I called Jean-Marie Minton, a broker associate with Keller Williams Realty in Lincoln Park, who knows the North Shore well, and who went through a similar transition with her parents back in Boston. Minton is just about as thorough and big-hearted as I could wish for, and I knew she’d take extraordinary care of the house hunt for my mama.

In no time flat, she’d plucked plenty for me (and maybe my mama) to look at, and the choices were so delicious, I easily skimmed the cream, and we set out to see what we could see.

One of the three looked so heavenly from the listing photos, I was ready to convince my architecturally inclined husband (Blair Kamin, the Tribune’s architecture critic) that, despite the years of work we’ve just about finished on our old house, maybe we, too, should downsize.

But when we pulled up in front, I swore we were at the wrong address. So little did it resemble the house I thought I’d fallen hard for. Both Minton and I, good Irish Catholics from way back, let loose a word or two the nuns might not have smiled upon. But, egad, it stinks when a house in real life looks nothing like the fairy cottage some photo tricks make it out to be.

In the end, the house I’d pick for my mama is a classic Cape Cod with a screened-in porch and plenty of yard for her to garden.

It’s in northwest Wilmette, a neighborhood known as Kenilworth Gardens, a lovely tree-lined pocket of town where one house is more charming than the next.

While the other two houses might have oozed more charm, they also shouted, “I need work.” At 78 and change, my mama needs no work. She needs to be able to move in, have a serene place to sit and, of course, get her hands right back in the dirt.
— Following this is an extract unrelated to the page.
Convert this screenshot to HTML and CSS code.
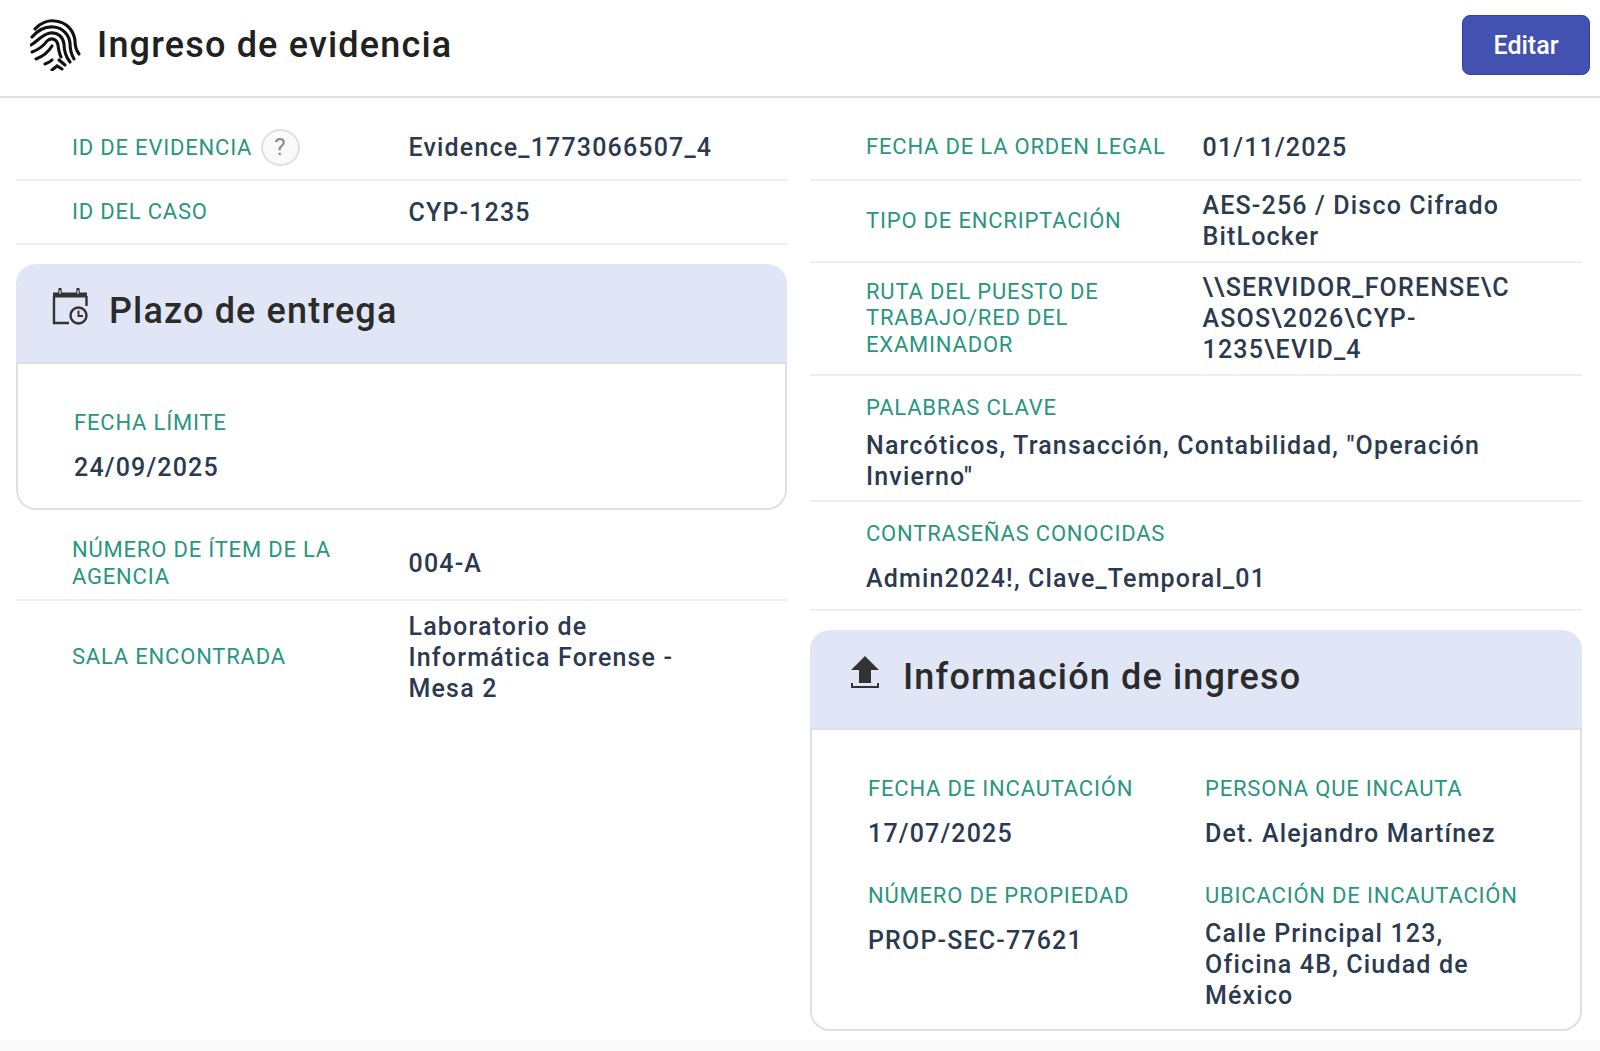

The slate-blue Cape Cod on Beechwood Avenue had all of that. It’s spick-and-span clean, something my mother would love. And except for the bedrooms, which are thickly carpeted, it’s got gleaming hardwood floors. The paned picture window in the living room lets southern light pour in. And the screened porch off the dining room — with French door and nearly ceiling-to-floor windows across the length of the wall — gives my mother yet another reason to bask in the great outdoors.

And whereas the other two houses we looked at had little to no room for sitting in the kitchen, this all white and maple galley kitchen had a built-in table and bench, just waiting for what she calls her “morning ritual” — hot steamed milk, doused with coffee, the newspaper and her beloved crossword puzzle.

The three bedrooms give her choices. Heck, she’d have room for any one of her brood to spend the night.

I’ll not hold my breath, but the rolling lawn offers endless possibilities for her deeply green thumb. And her ever-muddy knees.